The equivalent figure in Essex is 857, while in Kent it is 665.
That compares to a UK-wide average of 377 per 100,000 population.
The government has ruled out a tier 5 for now, but sources have said that it could soon be necessary.
WHICH WERE THE FIRST AREAS TO GO INTO TIER 4?
The areas that were first placed into Tier 4 are thought to be the ones most likely to enter a Tier 5 in the new year. They were:
- Central Bedfordshire
- Essex (excluding Colchester, Uttlesford, Tendring)
- London (all 32 boroughs)
- Milton Keynes
- Surrey (excluding Waverley)
The new tier could see schools and universities ordered to close and Brits told to stay at home except for when they need to get food and make other essential journeys.
And experts have said that the areas likely to be hit first are those where tier 4 measures were first introduced before Christmas.

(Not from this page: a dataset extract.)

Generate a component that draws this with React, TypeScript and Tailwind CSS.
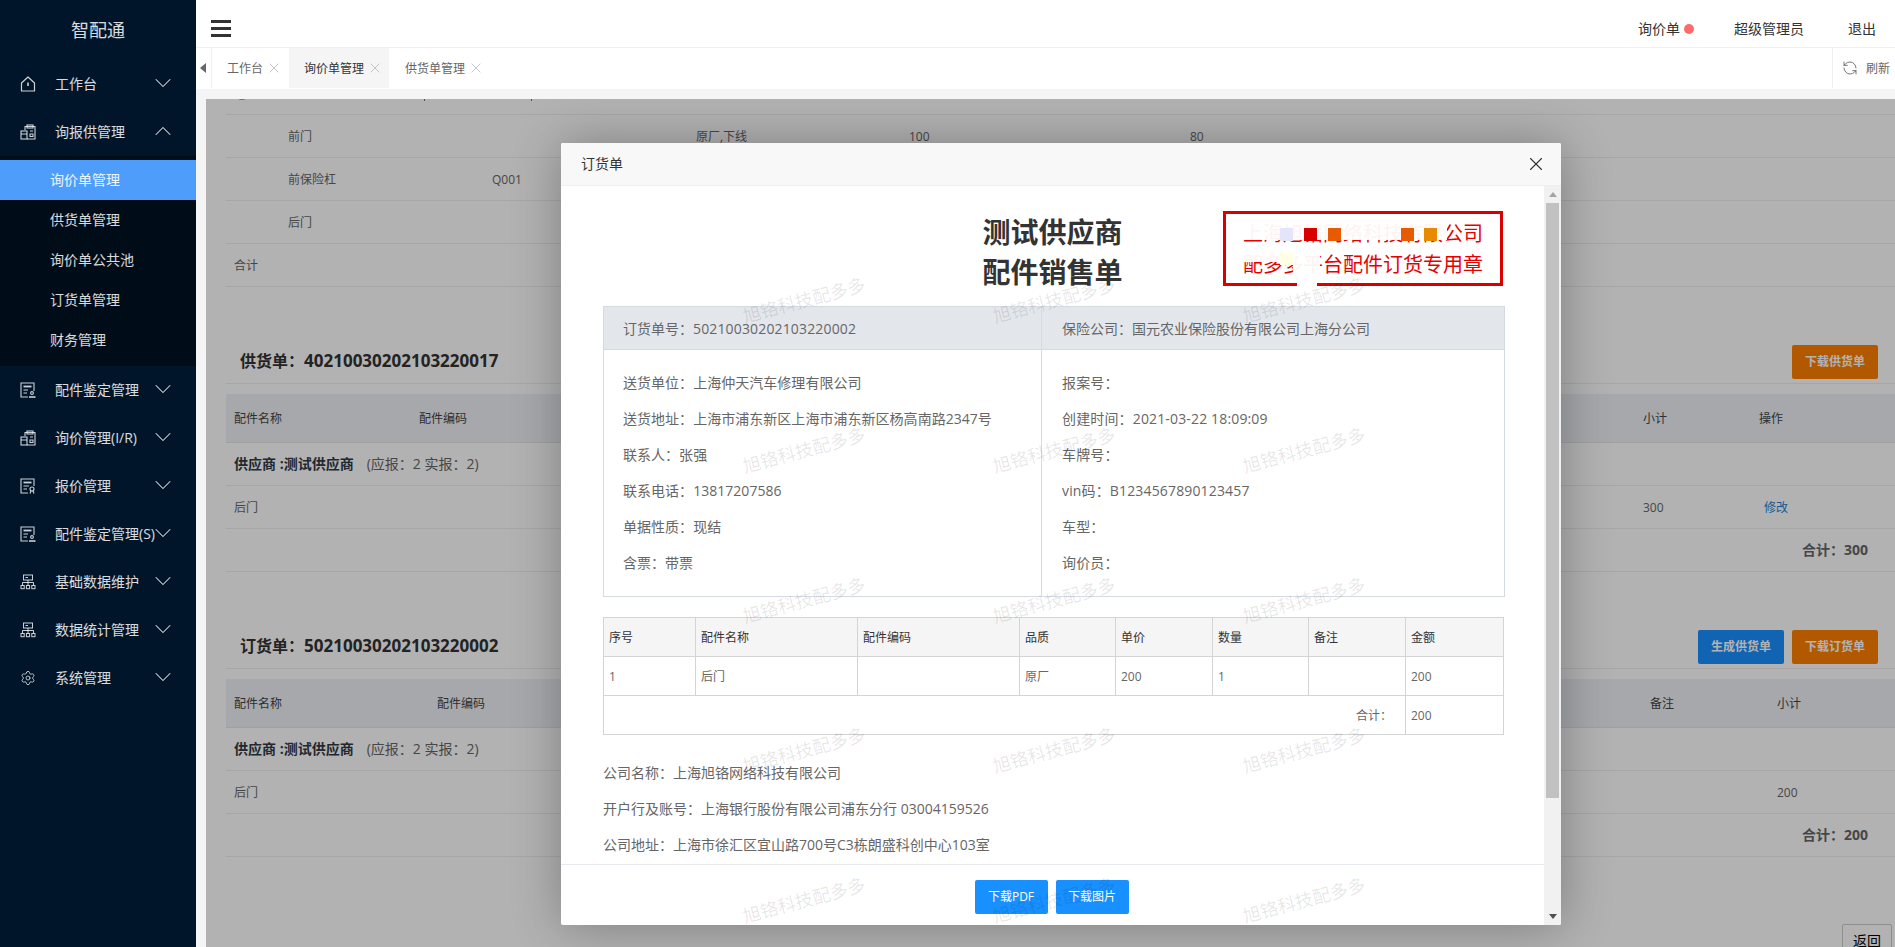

Speaking to MailOnline, professor Paul Hunter, an infectious disease specialist at the University of East Anglia, said: "Newham, Lewisham, Islington, Hillingdon, Havering, Haringey, Greenwich, Hackney – if anything (Tier 5) is going to be in London or predominantly in London.
"Whether it's the capital as a whole or particular local authorities within that, I'm not sure how they'll do it, but I expect it would be difficult to put some authorities in and leave others out."
Dr Simon Clarke, an associate professor in cellular microbiology at the University of Reading, added: "I really do think its going to be London and parts of the South East.
"They've been in Tier 4 the longest and it doesn't appear to be having any effect."
It comes after reports this week that the government's Scientific Advisory Group for Emergencies, or SAGE, had warned Prime Minister Boris Johnson that the country's R-rate could continue to rise in the new year.
The warning followed the identification of a new strain of the coronavirus in the UK estimated to be up to 70 percent more infectious than the original.
Minutes from a SAGE meeting held on December 22 have also revealed that members of the panel feared that the R-rate could remain above 1 even under a full March-style lockdown, the Independent reports.